§ **Set problem**
Pull every line holding the string "index" from the records below.

§ **Provided data**
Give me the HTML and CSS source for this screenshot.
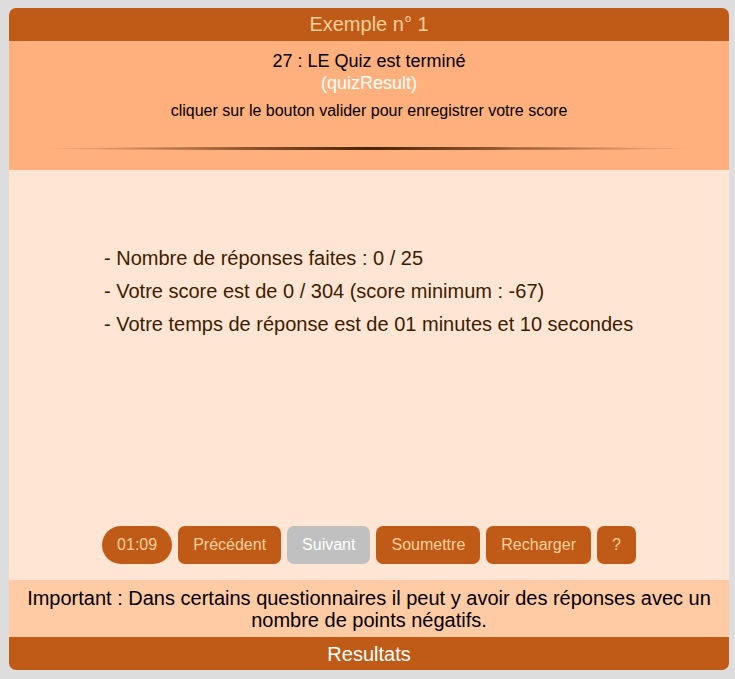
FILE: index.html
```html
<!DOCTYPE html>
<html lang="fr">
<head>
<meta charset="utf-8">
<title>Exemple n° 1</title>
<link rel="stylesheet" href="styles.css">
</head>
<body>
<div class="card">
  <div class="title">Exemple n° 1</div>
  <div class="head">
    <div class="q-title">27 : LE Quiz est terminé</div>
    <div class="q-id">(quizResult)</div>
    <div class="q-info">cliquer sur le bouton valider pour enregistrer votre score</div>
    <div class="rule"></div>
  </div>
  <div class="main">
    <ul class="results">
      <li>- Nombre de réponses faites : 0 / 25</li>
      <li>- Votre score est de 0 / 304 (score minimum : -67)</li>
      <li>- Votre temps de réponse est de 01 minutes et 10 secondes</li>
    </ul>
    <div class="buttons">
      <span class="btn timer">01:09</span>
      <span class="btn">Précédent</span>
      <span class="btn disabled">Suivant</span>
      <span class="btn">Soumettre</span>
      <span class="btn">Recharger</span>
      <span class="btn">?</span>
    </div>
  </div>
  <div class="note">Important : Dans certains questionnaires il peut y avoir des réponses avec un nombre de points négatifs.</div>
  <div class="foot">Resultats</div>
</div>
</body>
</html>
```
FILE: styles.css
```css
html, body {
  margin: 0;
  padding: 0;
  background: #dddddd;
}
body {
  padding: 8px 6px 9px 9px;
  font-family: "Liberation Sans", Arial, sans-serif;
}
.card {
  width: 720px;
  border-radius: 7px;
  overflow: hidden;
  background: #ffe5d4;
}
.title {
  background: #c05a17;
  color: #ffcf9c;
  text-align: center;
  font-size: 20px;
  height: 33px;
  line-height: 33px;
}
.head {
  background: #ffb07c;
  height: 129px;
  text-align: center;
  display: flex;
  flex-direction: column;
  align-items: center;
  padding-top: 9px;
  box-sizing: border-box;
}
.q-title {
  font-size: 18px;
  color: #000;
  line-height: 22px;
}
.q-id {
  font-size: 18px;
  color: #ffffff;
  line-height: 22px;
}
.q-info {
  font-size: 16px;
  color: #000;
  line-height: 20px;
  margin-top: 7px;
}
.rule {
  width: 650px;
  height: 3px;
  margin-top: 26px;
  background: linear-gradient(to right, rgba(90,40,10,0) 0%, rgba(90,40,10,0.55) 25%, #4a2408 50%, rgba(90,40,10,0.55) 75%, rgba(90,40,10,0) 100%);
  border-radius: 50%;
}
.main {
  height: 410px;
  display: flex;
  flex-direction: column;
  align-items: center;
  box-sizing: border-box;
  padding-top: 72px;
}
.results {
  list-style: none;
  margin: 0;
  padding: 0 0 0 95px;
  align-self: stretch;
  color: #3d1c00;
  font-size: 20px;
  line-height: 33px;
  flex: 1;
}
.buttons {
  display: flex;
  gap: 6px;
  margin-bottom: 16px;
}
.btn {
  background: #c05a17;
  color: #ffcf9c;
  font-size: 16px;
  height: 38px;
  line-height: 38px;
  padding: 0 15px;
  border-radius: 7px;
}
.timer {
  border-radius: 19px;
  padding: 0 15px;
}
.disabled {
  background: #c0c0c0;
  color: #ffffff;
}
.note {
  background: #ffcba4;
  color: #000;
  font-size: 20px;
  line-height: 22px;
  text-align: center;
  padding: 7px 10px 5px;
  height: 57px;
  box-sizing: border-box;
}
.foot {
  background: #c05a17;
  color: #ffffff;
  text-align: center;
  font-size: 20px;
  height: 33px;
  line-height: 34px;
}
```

* * *

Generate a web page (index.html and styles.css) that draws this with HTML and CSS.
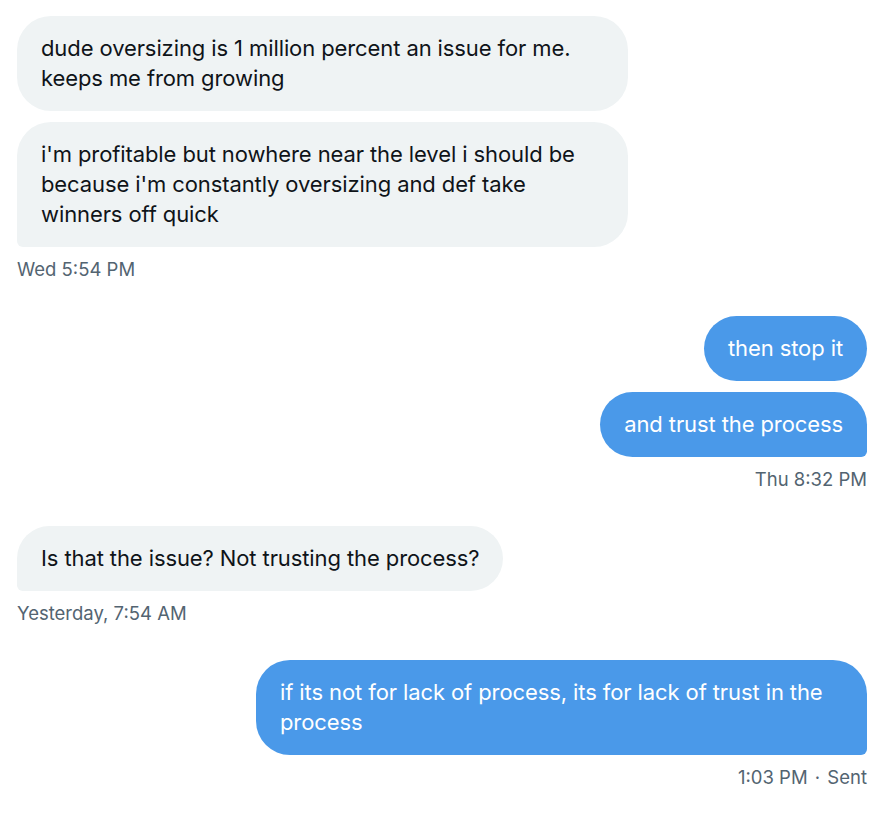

§ **Solution to the exercise**
FILE: index.html
Generate a web page (index.html and styles.css) that draws this with HTML and CSS.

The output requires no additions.